I’ve seen this playbook before. Every time a new, disruptive technology comes along, the giants let the little guys fight it out in the mud for a few years. They let them build the communities, write the code, and take all the early risks. Then, when a winner starts to emerge, they swoop in with their war chest and buy it up, integrating it into their existing empire of control. It’s the corporate circle of life.

The whole point of crypto, the original dream anyway, was to build a parallel financial system. One without gatekeepers, without middlemen taking a cut of every transaction. This deal is the exact opposite of that. It’s cementing the gatekeepers’ power. PayPay isn’t just a payment app; it’s a data-hoovering machine that knows where you shop, what you buy, and when you buy it. Now, add your crypto portfolio to that dataset. What could possibly go wrong?

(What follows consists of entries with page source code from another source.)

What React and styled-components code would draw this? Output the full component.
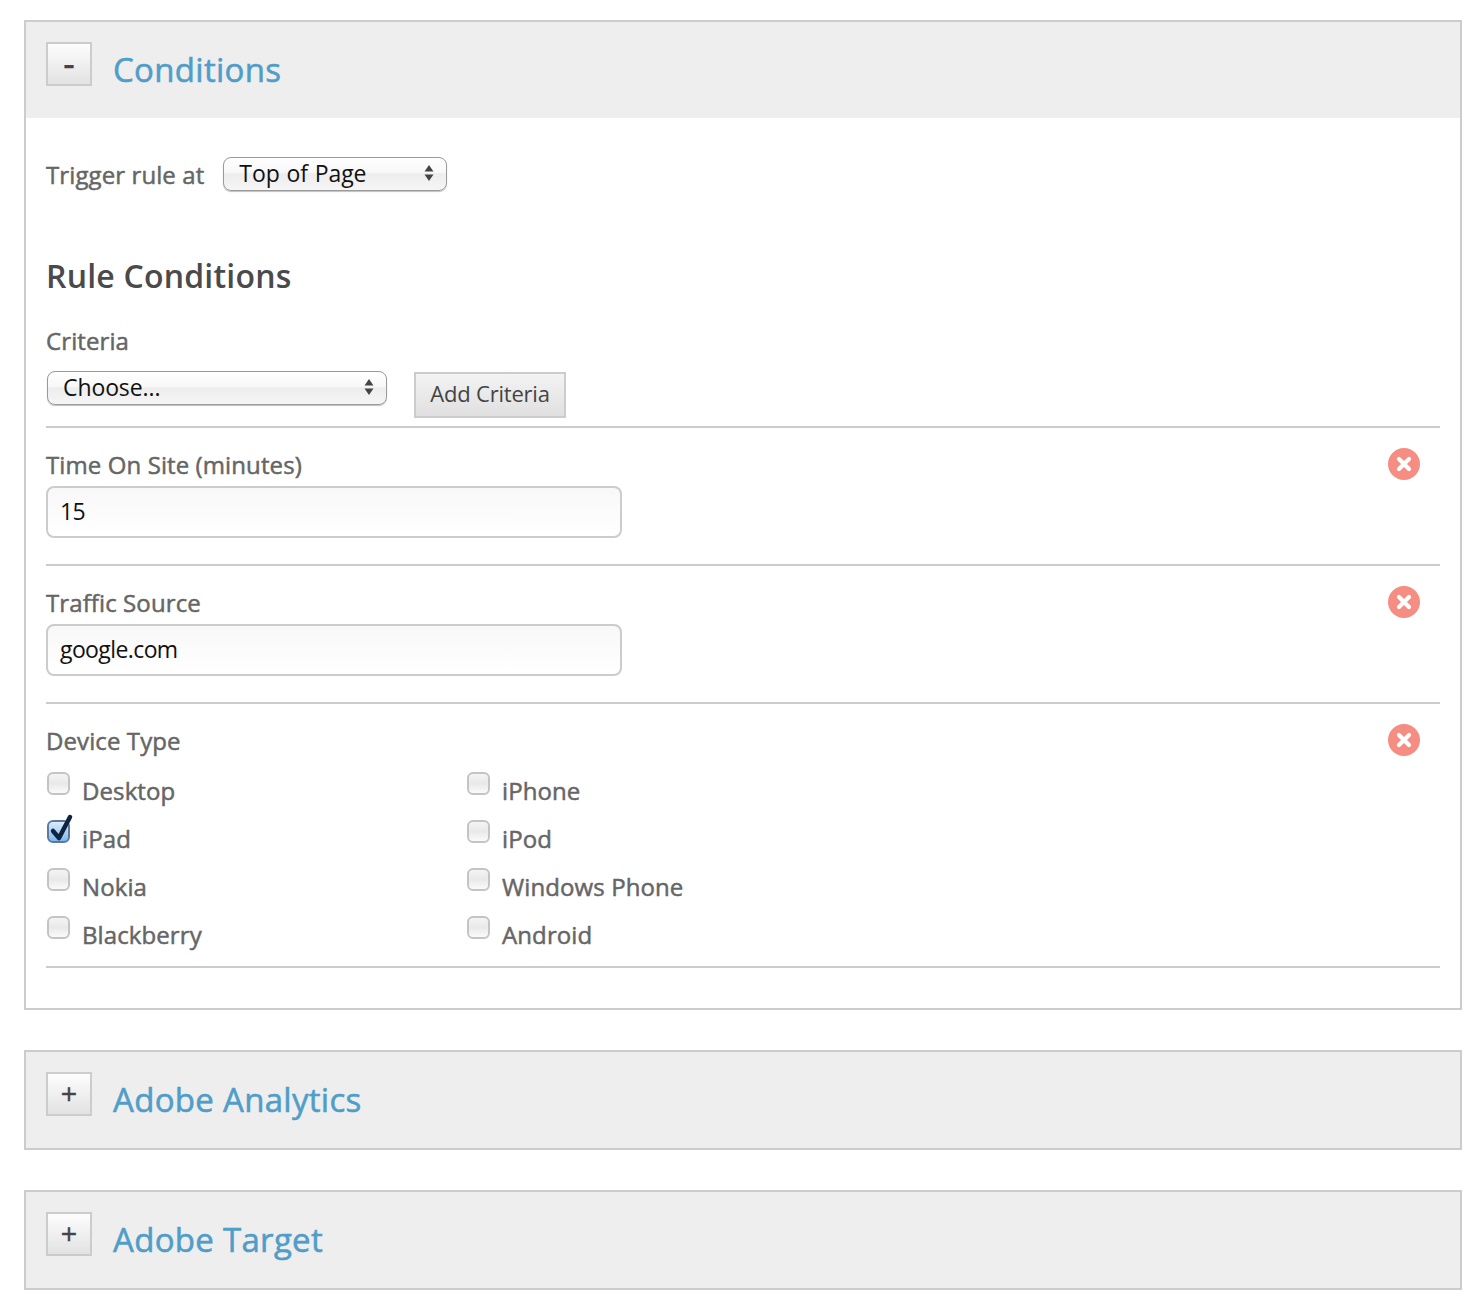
import React from "react";
import styled, { createGlobalStyle } from "styled-components";

const Global = createGlobalStyle`
  html, body { margin: 0; padding: 0; background: #fff; }
  body { font-family: "Open Sans", "Noto Sans", sans-serif; color: #666; }
  * { box-sizing: border-box; }
`;

const Page = styled.div`
  width: 1484px;
  height: 1312px;
  padding: 20px 22px 0 24px;
  display: flex;
  flex-direction: column;
  gap: 40px;
`;

const Panel = styled.section`
  border: 2px solid #ccc;
`;

const Header = styled.header`
  height: 96px;
  background: #eee;
  display: flex;
  align-items: flex-start;
  padding: 20px 20px 0;
  gap: 21px;
`;

const Toggle = styled.button`
  width: 46px;
  height: 44px;
  padding: 0;
  border: 2px solid #ccc;
  background: linear-gradient(#fdfdfd, #e2e2e2);
  color: #444;
  font: 400 ${(p) => (p.$minus ? 36 : 28)}px/1 "Liberation Sans", sans-serif;
  -webkit-text-stroke: 0.3px #444;
  display: flex;
  align-items: center;
  justify-content: center;
`;

const Title = styled.h2`
  margin: 5px 0 0;
  font-size: 33px;
  line-height: 46px;
  font-weight: 400;
  letter-spacing: 0.3px;
  -webkit-text-stroke: 0.55px #4f9dc8;
  color: #4f9dc8;
`;

const Body = styled.div`
  padding: 39px 20px 40px;
`;

const TriggerRow = styled.div`
  display: flex;
  align-items: flex-start;
  gap: 19px;
  height: 34px;
`;

const Label = styled.label`
  display: block;
  font-size: 24px;
  line-height: 34px;
  font-weight: 400;
  letter-spacing: 0.1px;
  -webkit-text-stroke: 0.5px #666;
  color: #666;
  white-space: nowrap;
`;

const TriggerLabel = styled(Label)`
  margin-top: 1px;
`;

const Select = styled.div`
  width: ${(p) => p.$w}px;
  height: 34px;
  margin-left: ${(p) => p.$ml || 0}px;
  border: 1px solid #9a9a9a;
  border-radius: 8px;
  background: linear-gradient(#fff 0, #f8f8f8 45%, #ededed 50%, #f5f5f5 100%);
  box-shadow: 0 1px 1px rgba(0, 0, 0, 0.25);
  display: flex;
  align-items: center;
  justify-content: space-between;
  padding: 0 12px 2px 15px;
  font-size: 23px;
  letter-spacing: -0.1px;
  word-spacing: 1px;
  color: #111;
  white-space: nowrap;
`;

const Arrows = () => (
  <svg width="10" height="18" viewBox="0 0 10 18" aria-hidden="true">
    <path d="M5 1 9.5 7.5H.5Z" fill="#444" />
    <path d="M5 17 9.5 10.500H.5Z" fill="#444" />
  </svg>
);

const Heading = styled.h3`
  margin: 63px 0 0;
  font-size: 32px;
  line-height: 44px;
  font-weight: 600;
  letter-spacing: 0.2px;
  color: #4a4a4a;
`;

const CriteriaLabel = styled(Label)`
  margin-top: 26px;
`;

const CriteriaRow = styled.div`
  display: flex;
  align-items: flex-start;
  margin-top: 13px;
  height: 55px;
`;

const AddButton = styled.button`
  width: 152px;
  height: 46px;
  margin: 1px 0 0 27px;
  padding: 0 0 4px;
  border: 2px solid #ccc;
  background: linear-gradient(#f3f3f3, #e0e0e0);
  color: #444;
  font-family: inherit;
  font-size: 22px;
  letter-spacing: -0.2px;
`;

const Criterion = styled.div`
  border-top: 2px solid #ccc;
  display: flex;
  justify-content: space-between;
  align-items: flex-start;
  padding: 20px 20px 0 0;
  height: ${(p) => p.$h}px;
`;

const Field = styled.div`
  display: flex;
  flex-direction: column;
`;

const TextInput = styled.div`
  width: 576px;
  height: 52px;
  margin-top: 4px;
  padding: 0 12px 2px;
  border: 2px solid #ccc;
  border-radius: 8px;
  background: linear-gradient(#f8f8f8, #fff);
  display: flex;
  align-items: center;
  font-size: 23px;
  letter-spacing: -0.6px;
  color: #111;
`;

const Close = () => (
  <svg width="32" height="32" viewBox="0 0 32 32" aria-hidden="true">
    <circle cx="16" cy="16" r="16" fill="#f58d83" />
    <path d="M11 11 21 21M21 11 11 21" stroke="#fff" strokeWidth="4.200" strokeLinecap="round" />
  </svg>
);

const DeviceGrid = styled.div`
  display: grid;
  grid-template-columns: 420px 420px;
  grid-auto-rows: 48px;
  margin-top: 13px;
`;

const Device = styled.div`
  display: flex;
  align-items: flex-start;
  gap: 12px;
  padding-left: 1px;
`;

const Box = styled.span`
  position: relative;
  display: block;
  width: 23px;
  height: 23px;
  margin-top: 1px;
  border: 2px solid ${(p) => (p.$checked ? "#5d7a9e" : "#c4c4c4")};
  border-radius: 6px;
  background: ${(p) =>
    p.$checked ? "linear-gradient(#dcecfc, #7db8ef)" : "linear-gradient(#f4f4f4, #e9e9e9 50%, #fafafa)"};
`;

const Tick = styled.svg`
  position: absolute;
  left: -1px;
  top: -9px;
`;

const DeviceName = styled(Label)`
  margin-top: 3px;
`;

const BottomRule = styled.div`
  border-top: 2px solid #ccc;
`;

const devices = [
  ["Desktop", false], ["iPhone", false],
  ["iPad", true], ["iPod", false],
  ["Nokia", false], ["Windows Phone", false],
  ["Blackberry", false], ["Android", false],
];

const Collapsed = ({ title }) => (
  <Panel>
    <Header>
      <Toggle>+</Toggle>
      <Title>{title}</Title>
    </Header>
  </Panel>
);

export default function App() {
  return (
    <Page>
      <Global />
      <Panel>
        <Header>
          <Toggle $minus>-</Toggle>
          <Title>Conditions</Title>
        </Header>
        <Body>
          <TriggerRow>
            <TriggerLabel>Trigger rule at</TriggerLabel>
            <Select $w={224}>Top of Page<Arrows /></Select>
          </TriggerRow>
          <Heading>Rule Conditions</Heading>
          <CriteriaLabel>Criteria</CriteriaLabel>
          <CriteriaRow>
            <Select $w={340} $ml={1}>Choose...<Arrows /></Select>
            <AddButton>Add Criteria</AddButton>
          </CriteriaRow>
          <Criterion $h={138}>
            <Field>
              <Label>Time On Site (minutes)</Label>
              <TextInput>15</TextInput>
            </Field>
            <Close />
          </Criterion>
          <Criterion $h={138}>
            <Field>
              <Label>Traffic Source</Label>
              <TextInput>google.com</TextInput>
            </Field>
            <Close />
          </Criterion>
          <Criterion $h={264}>
            <Field>
              <Label>Device Type</Label>
              <DeviceGrid>
                {devices.map(([name, checked]) => (
                  <Device key={name}>
                    <Box $checked={checked}>
                      {checked && (
                        <Tick width="28" height="30" viewBox="0 0 28 30" aria-hidden="true">
                          <path d="M5 18 11 25 22 4" fill="none" stroke="#0d2340" strokeWidth="4.500" strokeLinecap="round" strokeLinejoin="round" />
                        </Tick>
                      )}
                    </Box>
                    <DeviceName>{name}</DeviceName>
                  </Device>
                ))}
              </DeviceGrid>
            </Field>
            <Close />
          </Criterion>
          <BottomRule />
        </Body>
      </Panel>
      <Collapsed title="Adobe Analytics" />
      <Collapsed title="Adobe Target" />
    </Page>
  );
}
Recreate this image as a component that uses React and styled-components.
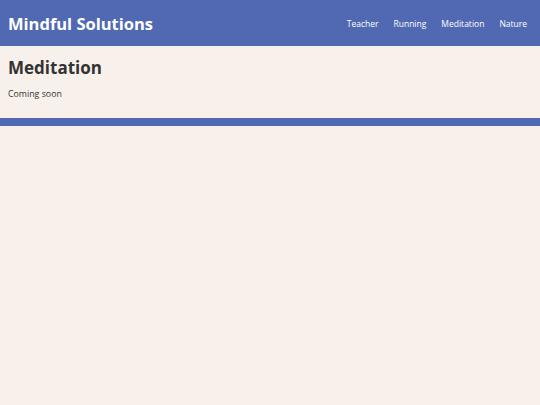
import styled, { createGlobalStyle } from "styled-components";

const GlobalStyle = createGlobalStyle`
  html, body {
    margin: 0;
    padding: 0;
    background: #f8f1eb;
    font-family: "Open Sans", "Noto Sans", sans-serif;
    color: #333;
  }
`;

const Header = styled.header`
  display: flex;
  justify-content: space-between;
  align-items: center;
  height: 46px;
  padding: 0 13px 0 8px;
  background: #5169b2;
`;

const Logo = styled.h1`
  margin: 0;
  font-size: 16.5px;
  font-weight: 700;
  color: #fff;
`;

const Nav = styled.nav`
  display: flex;
  gap: 15px;
`;

const NavLink = styled.a`
  font-size: 8.5px;
  color: #fff;
  text-decoration: none;
`;

const Main = styled.main`
  padding: 10px 8px 18px;
`;

const Title = styled.h2`
  margin: 0 0 9px;
  font-size: 17px;
  font-weight: 700;
  color: #333;
`;

const Text = styled.p`
  margin: 0;
  font-size: 8.8px;
  color: #333;
`;

const Footer = styled.footer`
  height: 8px;
  background: #5169b2;
`;

export default function App() {
  const links = ["Teacher", "Running", "Meditation", "Nature"];
  return (
    <>
      <GlobalStyle />
      <Header>
        <Logo>Mindful Solutions</Logo>
        <Nav>
          {links.map((l) => (
            <NavLink key={l} href="#">
              {l}
            </NavLink>
          ))}
        </Nav>
      </Header>
      <Main>
        <Title>Meditation</Title>
        <Text>Coming soon</Text>
      </Main>
      <Footer />
    </>
  );
}
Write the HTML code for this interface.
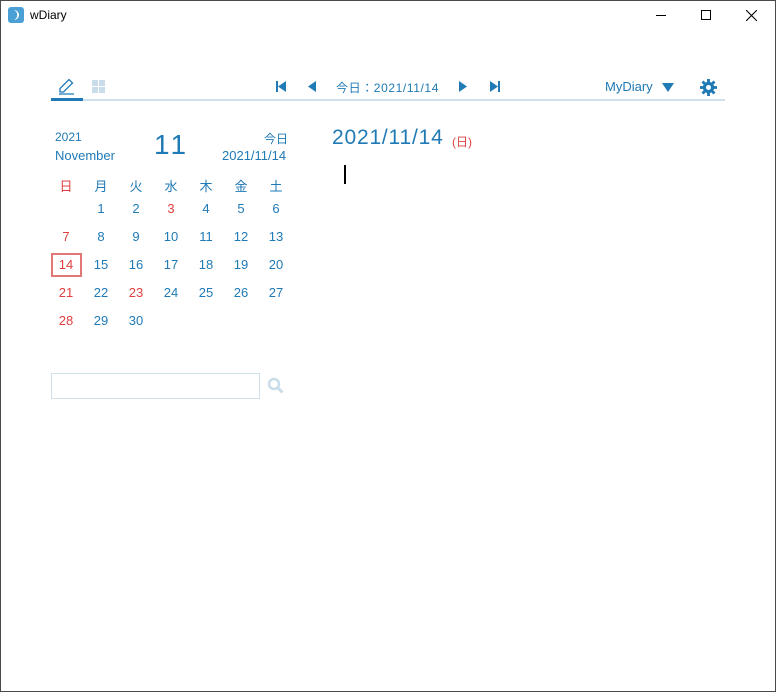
<!DOCTYPE html>
<html><head><meta charset="utf-8"><style>
*{margin:0;padding:0;box-sizing:border-box}
body{width:776px;height:692px;background:#fff;font-family:"Liberation Sans","Noto Sans CJK JP",sans-serif;position:relative;overflow:hidden;color:#1f7ab5}
.frame{position:absolute;left:0;top:0;width:776px;height:692px;border:1px solid #4a4a4a}
.a{position:absolute;white-space:nowrap}
.r{color:#e04040}
.cal span{position:absolute;width:30px;text-align:center;font-size:13px;transform:translateX(-15px)}
</style></head><body>
<div class="frame"></div>
<svg class="a" style="left:8px;top:7px" width="16" height="16"><rect width="16" height="16" rx="3" fill="#4a9fd4"/><path d="M6 3 A5.5 5.5 0 0 1 6 13 A4 4 0 0 0 6 3Z" fill="#fff"/></svg>
<div class="a" style="left:30px;top:8px;font-size:12px;color:#000">wDiary</div>
<div class="a" style="left:656px;top:15px;width:10px;height:1px;background:#000"></div>
<div class="a" style="left:701px;top:10px;width:10px;height:10px;border:1px solid #000"></div>
<svg class="a" style="left:746px;top:10px" width="11" height="11"><path d="M0 0L11 11M11 0L0 11" stroke="#000" stroke-width="1.1"/></svg>
<svg class="a" style="left:57px;top:78px" width="20" height="18"><path d="M3 14 L3 10.5 L12 1.5 L15.5 5 L6.5 14 Z M2 16 H17" fill="none" stroke="#1f7ab5" stroke-width="1.3"/></svg>
<div class="a" style="left:51px;top:98px;width:32px;height:3px;background:#1f7ab5"></div>
<div class="a" style="left:83px;top:99px;width:642px;height:2px;background:#cfe2ec"></div>
<svg class="a" style="left:92px;top:80px" width="14" height="14" fill="#c8dde9"><rect x="0" y="0" width="6" height="6"/><rect x="7" y="0" width="6" height="6"/><rect x="0" y="7" width="6" height="6"/><rect x="7" y="7" width="6" height="6"/></svg>
<svg class="a" style="left:276px;top:81px" width="10" height="11" fill="#1f7ab5"><rect x="0" y="0" width="2" height="11"/><path d="M10 0V11L2 5.5Z"/></svg>
<svg class="a" style="left:308px;top:81px" width="9" height="11" fill="#1f7ab5"><path d="M8 0V11L0 5.5Z"/></svg>
<div class="a" style="left:336px;top:79px;font-size:12px;letter-spacing:0.6px">今日：2021/11/14</div>
<svg class="a" style="left:459px;top:81px" width="9" height="11" fill="#1f7ab5"><path d="M0 0V11L8 5.5Z"/></svg>
<svg class="a" style="left:490px;top:81px" width="10" height="11" fill="#1f7ab5"><path d="M0 0V11L8 5.5Z"/><rect x="8" y="0" width="2" height="11"/></svg>
<div class="a" style="left:605px;top:79px;font-size:13px">MyDiary</div>
<svg class="a" style="left:662px;top:83px" width="12" height="9" fill="#1f7ab5"><path d="M0 0H12L6 9Z"/></svg>
<svg class="a" style="left:700px;top:79px" width="17" height="17" viewBox="0 0 24 24"><g fill="#1f7ab5"><circle cx="12" cy="12" r="8"/><g><rect x="10" y="0" width="4" height="24"/><rect x="10" y="0" width="4" height="24" transform="rotate(45 12 12)"/><rect x="10" y="0" width="4" height="24" transform="rotate(90 12 12)"/><rect x="10" y="0" width="4" height="24" transform="rotate(135 12 12)"/></g></g><circle cx="12" cy="12" r="3.5" fill="#fff"/></svg>
<div class="a" style="left:55px;top:130px;font-size:12px">2021</div>
<div class="a" style="left:55px;top:148px;font-size:13px">November</div>
<div class="a" style="left:154px;top:129px;font-size:28px;letter-spacing:3px">11</div>
<div class="a" style="left:264px;top:130px;font-size:12px">今日</div>
<div class="a" style="left:222px;top:148px;font-size:13px">2021/11/14</div>
<div class="cal">
<span class="r" style="left:66px;top:176px">日</span><span style="left:101px;top:176px">月</span><span style="left:136px;top:176px">火</span><span style="left:171px;top:176px">水</span><span style="left:206px;top:176px">木</span><span style="left:241px;top:176px">金</span><span style="left:276px;top:176px">土</span>
<span style="left:101px;top:201px">1</span><span style="left:136px;top:201px">2</span><span class="r" style="left:171px;top:201px">3</span><span style="left:206px;top:201px">4</span><span style="left:241px;top:201px">5</span><span style="left:276px;top:201px">6</span>
<span class="r" style="left:66px;top:229px">7</span><span style="left:101px;top:229px">8</span><span style="left:136px;top:229px">9</span><span style="left:171px;top:229px">10</span><span style="left:206px;top:229px">11</span><span style="left:241px;top:229px">12</span><span style="left:276px;top:229px">13</span>
<span class="r" style="left:66px;top:257px">14</span><span style="left:101px;top:257px">15</span><span style="left:136px;top:257px">16</span><span style="left:171px;top:257px">17</span><span style="left:206px;top:257px">18</span><span style="left:241px;top:257px">19</span><span style="left:276px;top:257px">20</span>
<span class="r" style="left:66px;top:285px">21</span><span style="left:101px;top:285px">22</span><span class="r" style="left:136px;top:285px">23</span><span style="left:171px;top:285px">24</span><span style="left:206px;top:285px">25</span><span style="left:241px;top:285px">26</span><span style="left:276px;top:285px">27</span>
<span class="r" style="left:66px;top:313px">28</span><span style="left:101px;top:313px">29</span><span style="left:136px;top:313px">30</span>
</div>
<div class="a" style="left:51px;top:253px;width:31px;height:24px;border:2px solid #e07878"></div>
<div class="a" style="left:51px;top:373px;width:209px;height:26px;border:1px solid #cfe0ea"></div>
<svg class="a" style="left:267px;top:377px" width="17" height="17"><circle cx="7" cy="7" r="5" fill="none" stroke="#c8dde9" stroke-width="2.5"/><path d="M10.5 10.5L15.5 15.5" stroke="#c8dde9" stroke-width="3"/></svg>
<div class="a" style="left:332px;top:126px;font-size:21px;letter-spacing:0.8px">2021/11/14</div>
<div class="a r" style="left:452px;top:133px;font-size:12px">(日)</div>
<div class="a" style="left:344px;top:165px;width:2px;height:19px;background:#000"></div>
</body></html>
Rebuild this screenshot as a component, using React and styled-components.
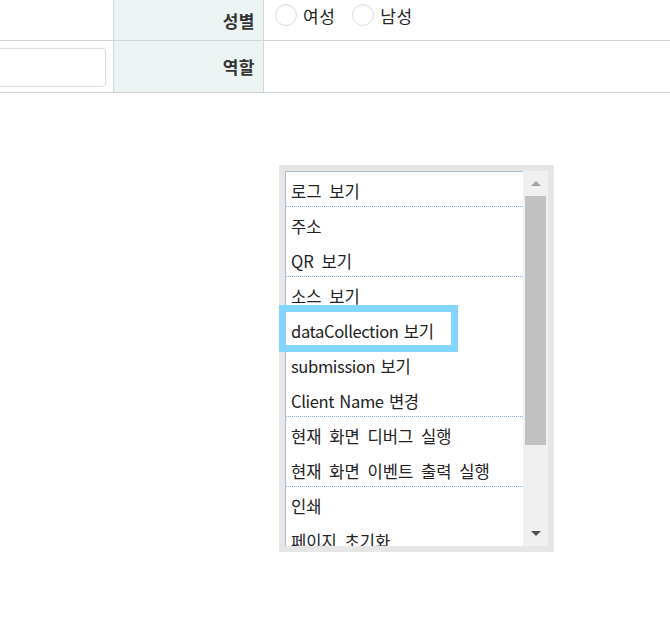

This is just another step toward a world where five companies own everything you see, do, and spend. And offcourse, they’ll tell you it’s for your own good. It’s for “enhanced functionality” and a “seamless user experience.” I swear, corporate mission statements are written by the same people who name shades of beige paint. It's all designed to numb your brain into compliance.

People are still out there frantically searching `how to buy bitcoin` or trying to figure out if XRP is the next big thing, thinking they're participating in a financial rebellion. They ain't rebelling against anything. They’re just choosing which warlord gets their tribute. This deal just makes the choice a lot simpler. Do you want the crypto warlord, or the one that’s now backed by the payments warlord?

Or maybe I’m just the old man yelling at the cloud. Maybe this really is the next logical step. But if it is, then the future looks a lot like the past, just with more QR codes.

Just Another Tuesday in the Technodystopia

So, here we are. The dream of a decentralized future gets another nail in its coffin, and it’s hammered in by the very companies that stand to lose the most if that dream ever came true. This isn't a merger of innovation; it's a consolidation of power. It’s taking the wild, unpredictable energy of crypto and shoving it into a neat, corporate-approved box where it can be monitored, controlled, and skimmed for profit. Don’t pop the champagne. This isn't a victory for us. It’s a victory for them.